Book descriptions are provided by the publisher unless otherwise noted.
This week, our choices are:
Chokepoint Capitalism: How Big Tech and Big Content Captured Creative Labor Markets and How We'll Win Them Back by Rebecca Giblin & Cory Doctorow, Beacon Press (JAG)
Corporate concentration has breached the stratosphere, as have corporate profits. An ever-expanding constellation of industries are now monopolies (where sellers have excessive power over buyers) or monopsonies (where buyers hold the whip hand over sellers)—or both.
In Chokepoint Capitalism, scholar Rebecca Giblin and writer and activist Cory Doctorow argue we’re in a new era of “chokepoint capitalism,” with exploitative businesses creating insurmountable barriers to competition that enable them to capture value that should rightfully go to others. All workers are weakened by this, but the problem is especially well-illustrated by the plight of creative workers. From Amazon’s use of digital rights management and bundling to radically change the economics of book publishing, to Google and Facebook’s siphoning away of ad revenues from news media, and the Big Three record labels’ use of inordinately long contracts to up their own margins at the cost of artists, chokepoints are everywhere.
By analyzing book publishing and news, live music and music streaming, screenwriting, radio and more, Giblin and Doctorow deftly show how powerful corporations construct “anti-competitive flywheels” designed to lock in users and suppliers, make their markets hostile to new entrants, and then force workers and suppliers to accept unfairly low prices.
In the book’s second half, Giblin and Doctorow then explain how to batter through those chokepoints, with tools ranging from transparency rights to collective action and ownership, radical interoperability, contract terminations, job guarantees, and minimum wages for creative work.
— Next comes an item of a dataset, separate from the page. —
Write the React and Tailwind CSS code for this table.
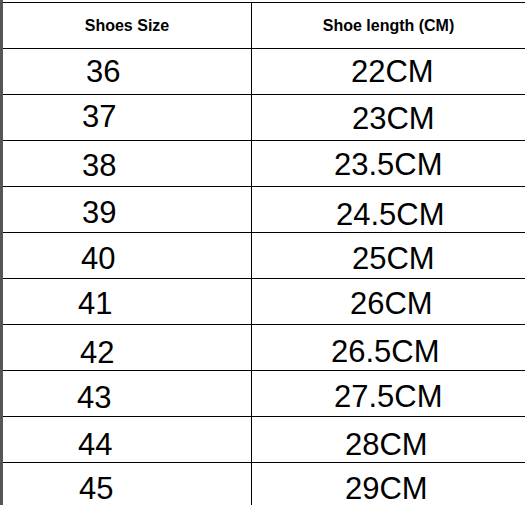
const rows = [
  { size: '36', len: '22CM', a: 'pl-[83px] pt-[7px]', b: 'pl-[99px] pt-[7px]' },
  { size: '37', len: '23CM', a: 'pl-[79px] pt-[6px]', b: 'pl-[100px] pt-[8px]' },
  { size: '38', len: '23.5CM', a: 'pl-[79px] pt-[9px]', b: 'pl-[82px] pt-[8px]' },
  { size: '39', len: '24.5CM', a: 'pl-[79px] pt-[10px]', b: 'pl-[84px] pt-[12px]' },
  { size: '40', len: '25CM', a: 'pl-[78px] pt-[10px]', b: 'pl-[100px] pt-[10px]' },
  { size: '41', len: '26CM', a: 'pl-[75px] pt-[9px]', b: 'pl-[98px] pt-[9px]' },
  { size: '42', len: '26.5CM', a: 'pl-[77px] pt-[12px]', b: 'pl-[79px] pt-[11px]' },
  { size: '43', len: '27.5CM', a: 'pl-[74px] pt-[11px]', b: 'pl-[82px] pt-[10px]' },
  { size: '44', len: '28CM', a: 'pl-[75px] pt-[12px]', b: 'pl-[93px] pt-[12px]' },
  { size: '45', len: '29CM', a: 'pl-[76px] pt-[10px]', b: 'pl-[93px] pt-[10px]' },
];

export default function App() {
  return (
    <div className="w-[525px] h-[505px] overflow-hidden bg-white flex font-['Liberation_Sans',Arial,sans-serif] text-black">
      <div className="w-[3px] shrink-0 bg-[#555555]" />
      <div className="flex-1 pt-[2px]">
        <div className="flex h-[46px] border-t border-black">
          <div className="w-[248px] flex items-center justify-center text-[16px] font-bold leading-none">
            Shoes Size
          </div>
          <div className="flex-1 border-l border-black flex items-center justify-center text-[16px] font-bold leading-none">
            Shoe length (CM)
          </div>
        </div>
        {rows.map((r) => (
          <div key={r.size} className="flex h-[46px] border-t border-black">
            <div className={`w-[248px] text-[31px] leading-none ${r.a}`}>{r.size}</div>
            <div className={`flex-1 border-l border-black text-[31px] leading-none ${r.b}`}>{r.len}</div>
          </div>
        ))}
      </div>
    </div>
  );
}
Chokepoint Capitalism is a call to workers of all sectors to unite to help smash these chokepoints and take back the power and profit that’s being heisted away—before it’s too late.
I Fear My Pain Interests You by Stephanie Lacava, Verso Fiction (GMC)
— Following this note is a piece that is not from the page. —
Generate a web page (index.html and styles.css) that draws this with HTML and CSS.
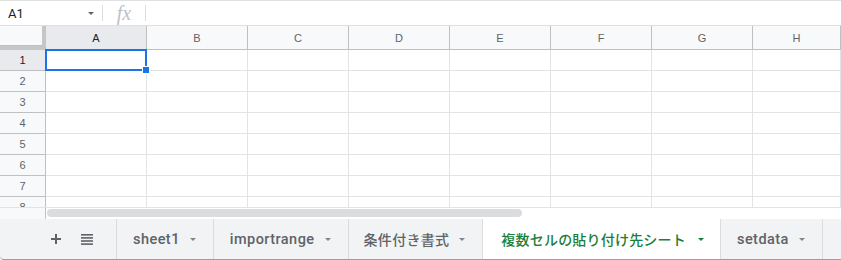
FILE: index.html
```html
<!DOCTYPE html>
<html lang="ja">
<head>
<meta charset="utf-8">
<title>Sheet</title>
<link rel="stylesheet" href="styles.css">
</head>
<body>
<div class="app">
  <div class="formula-bar">
    <div class="name-box">
      <span class="name-text">A1</span>
      <span class="caret"></span>
    </div>
    <div class="fx-box"><span class="fx">fx</span></div>
    <div class="formula-input"></div>
  </div>

  <div class="sheet">
    <div class="corner"></div>
    <div class="ch sel">A</div><div class="ch">B</div><div class="ch">C</div><div class="ch">D</div><div class="ch">E</div><div class="ch">F</div><div class="ch">G</div><div class="ch">H</div>

    <div class="rh sel">1</div><div class="c a1"><div class="selection"><span class="handle"></span></div></div><div class="c"></div><div class="c"></div><div class="c"></div><div class="c"></div><div class="c"></div><div class="c"></div><div class="c"></div>
    <div class="rh">2</div><div class="c"></div><div class="c"></div><div class="c"></div><div class="c"></div><div class="c"></div><div class="c"></div><div class="c"></div><div class="c"></div>
    <div class="rh">3</div><div class="c"></div><div class="c"></div><div class="c"></div><div class="c"></div><div class="c"></div><div class="c"></div><div class="c"></div><div class="c"></div>
    <div class="rh">4</div><div class="c"></div><div class="c"></div><div class="c"></div><div class="c"></div><div class="c"></div><div class="c"></div><div class="c"></div><div class="c"></div>
    <div class="rh">5</div><div class="c"></div><div class="c"></div><div class="c"></div><div class="c"></div><div class="c"></div><div class="c"></div><div class="c"></div><div class="c"></div>
    <div class="rh">6</div><div class="c"></div><div class="c"></div><div class="c"></div><div class="c"></div><div class="c"></div><div class="c"></div><div class="c"></div><div class="c"></div>
    <div class="rh">7</div><div class="c"></div><div class="c"></div><div class="c"></div><div class="c"></div><div class="c"></div><div class="c"></div><div class="c"></div><div class="c"></div>
    <div class="rh">8</div><div class="c"></div><div class="c"></div><div class="c"></div><div class="c"></div><div class="c"></div><div class="c"></div><div class="c"></div><div class="c"></div>
  </div>

  <div class="hscroll">
    <div class="hscroll-left"></div>
    <div class="hscroll-track"><div class="thumb"></div></div>
  </div>

  <div class="tabbar">
    <div class="tab-controls">
      <svg class="icon-plus" width="10" height="10" viewBox="0 0 10 10"><rect x="4" y="0" width="2" height="10" fill="#5f6368"/><rect x="0" y="4" width="10" height="2" fill="#5f6368"/></svg>
      <svg class="icon-list" width="12" height="11" viewBox="0 0 12 11"><rect x="0" y="0" width="12" height="1.6" fill="#5f6368"/><rect x="0" y="3.1" width="12" height="1.6" fill="#5f6368"/><rect x="0" y="6.2" width="12" height="1.6" fill="#5f6368"/><rect x="0" y="9.3" width="12" height="1.6" fill="#5f6368"/></svg>
    </div>
    <div class="tab latin"><span class="tab-name">sheet1</span><span class="tab-caret"></span></div>
    <div class="tab latin"><span class="tab-name">importrange</span><span class="tab-caret"></span></div>
    <div class="tab"><span class="tab-name">条件付き書式</span><span class="tab-caret"></span></div>
    <div class="tab active"><span class="tab-name">複数セルの貼り付け先シート</span><span class="tab-caret"></span></div>
    <div class="tab latin"><span class="tab-name">setdata</span><span class="tab-caret"></span></div>
  </div>
</div>
</body>
</html>
```

FILE: styles.css
```css
* { box-sizing: border-box; }
html, body { margin: 0; padding: 0; }
body {
  width: 841px;
  height: 260px;
  overflow: hidden;
  background: #ffffff;
  font-family: Roboto, "Liberation Sans", "Noto Sans CJK JP", sans-serif;
}
.app { width: 841px; height: 260px; display: flex; flex-direction: column; }

/* formula bar */
.formula-bar {
  height: 26px;
  flex: 0 0 26px;
  display: flex;
  align-items: center;
  border-top: 1px solid #e0e0e0;
  border-bottom: 1px solid #e0e0e0;
}
.name-box {
  width: 102px;
  height: 100%;
  display: flex;
  align-items: center;
  padding-left: 8px;
}
.name-text { font-size: 13px; color: #202124; flex: 1; }
.caret {
  width: 0; height: 0;
  border-left: 3px solid transparent;
  border-right: 3px solid transparent;
  border-top: 3px solid #5f6368;
  margin-right: 8px;
}
.fx-box {
  width: 44px;
  height: 16px;
  border-left: 1px solid #dadce0;
  border-right: 1px solid #dadce0;
  display: flex;
  align-items: center;
  justify-content: center;
}
.fx {
  font-family: "Liberation Serif", serif;
  font-style: italic;
  font-size: 20px;
  color: #bdc1c6;
  line-height: 16px;
}
.formula-input { flex: 1; }

/* grid */
.sheet {
  flex: 0 0 181px;
  height: 181px;
  overflow: hidden;
  display: grid;
  grid-template-columns: 46px repeat(7, 101px) 1fr;
  grid-template-rows: 24px repeat(8, 21px);
}
.corner {
  background: #f8f9fa;
  border-right: 4px solid #c4c7c5;
  border-bottom: 4px solid #c4c7c5;
  box-shadow: inset 0 -1px 0 #c0c0c0;
}
.ch, .rh {
  background: #f8f9fa;
  border-right: 1px solid #c0c0c0;
  border-bottom: 1px solid #c0c0c0;
  font-family: "Liberation Sans", Arial, sans-serif;
  font-size: 11px;
  color: #5f6368;
  display: flex;
  align-items: center;
  justify-content: center;
}
.ch.sel, .rh.sel { background: #e8eaed; color: #202124; }
.c {
  border-right: 1px solid #e2e3e3;
  border-bottom: 1px solid #e2e3e3;
}
.a1 { position: relative; }
.selection {
  position: absolute;
  left: -1px;
  top: -1px;
  width: 102px;
  height: 22px;
  border: 2px solid #1a73e8;
}
.handle {
  position: absolute;
  right: -5px;
  bottom: -5px;
  width: 8px;
  height: 8px;
  background: #1a73e8;
  border: 1px solid #ffffff;
}

/* horizontal scroll */
.hscroll {
  flex: 0 0 12px;
  height: 12px;
  display: flex;
  border-top: 1px solid #e2e3e3;
}
.hscroll-left {
  width: 46px;
  background: #f8f9fa;
  border-right: 1px solid #c0c0c0;
}
.hscroll-track { flex: 1; padding: 1px 0 0 1px; }
.thumb {
  width: 475px;
  height: 8px;
  border-radius: 4px;
  background: #dadce0;
}

/* tabs */
.tabbar {
  flex: 0 0 41px;
  height: 41px;
  display: flex;
  background: #f1f3f4;
  border-bottom: 1px solid #9aa0a6;
  border-bottom-left-radius: 4px;
}
.tab-controls {
  width: 117px;
  border-right: 1px solid #dadce0;
  display: flex;
  align-items: center;
  padding-left: 51px;
  gap: 20px;
}
.tab {
  display: flex;
  align-items: center;
  gap: 10px;
  padding: 0 17px 0 15px;
  border-right: 1px solid #dadce0;
  font-size: 14px;
  font-weight: 500;
  color: #5f6368;
  letter-spacing: 0.3px;
}
.tab.latin {
  font-size: 14.5px;
  letter-spacing: 0.45px;
  padding: 0 17px 0 16px;
}
.tab-name { white-space: nowrap; }
.tab-caret {
  width: 0; height: 0;
  border-left: 3.5px solid transparent;
  border-right: 3.5px solid transparent;
  border-top: 3.5px solid #80868b;
}
.tab.active {
  background: #ffffff;
  color: #188038;
  padding: 0 16px 0 18px;
  gap: 12px;
  letter-spacing: 0.2px;
}
.tab.active .tab-caret { border-top-color: #188038; }
```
Margot is the child of renowned musicians and the product of a particularly punky upbringing. Burnt-out from the burden of expectation and the bad end of the worst relationship yet, she leaves New York and heads to the Pacific Northwest. She's seeking to escape both the eyes of the world and the echoing voice of that last bad man. But a chance encounter with a dubious doctor in a graveyard, and the discovery of a dozen old film reels, opens the door to a study of both the peculiarities of her body and the absurdities of her famous family.
A genre-bending, atmospheric and emotionally honest account of a young woman's investigation into her past and the complex reactions of her body.
At once an analysis of the abandoned 1968 Cannes Film Festival and a literary take on cinema du corp, Stephanie LaCava's new novel is an audaciously sexy and moving exploration of culture and connections, bodies and breakdowns.
The Rise of the Rest: How Entrepreneurs in Surprising Places are Building the New American Dream by Steve Case, Avid Reader Press/Simon & Schuster (DJJS)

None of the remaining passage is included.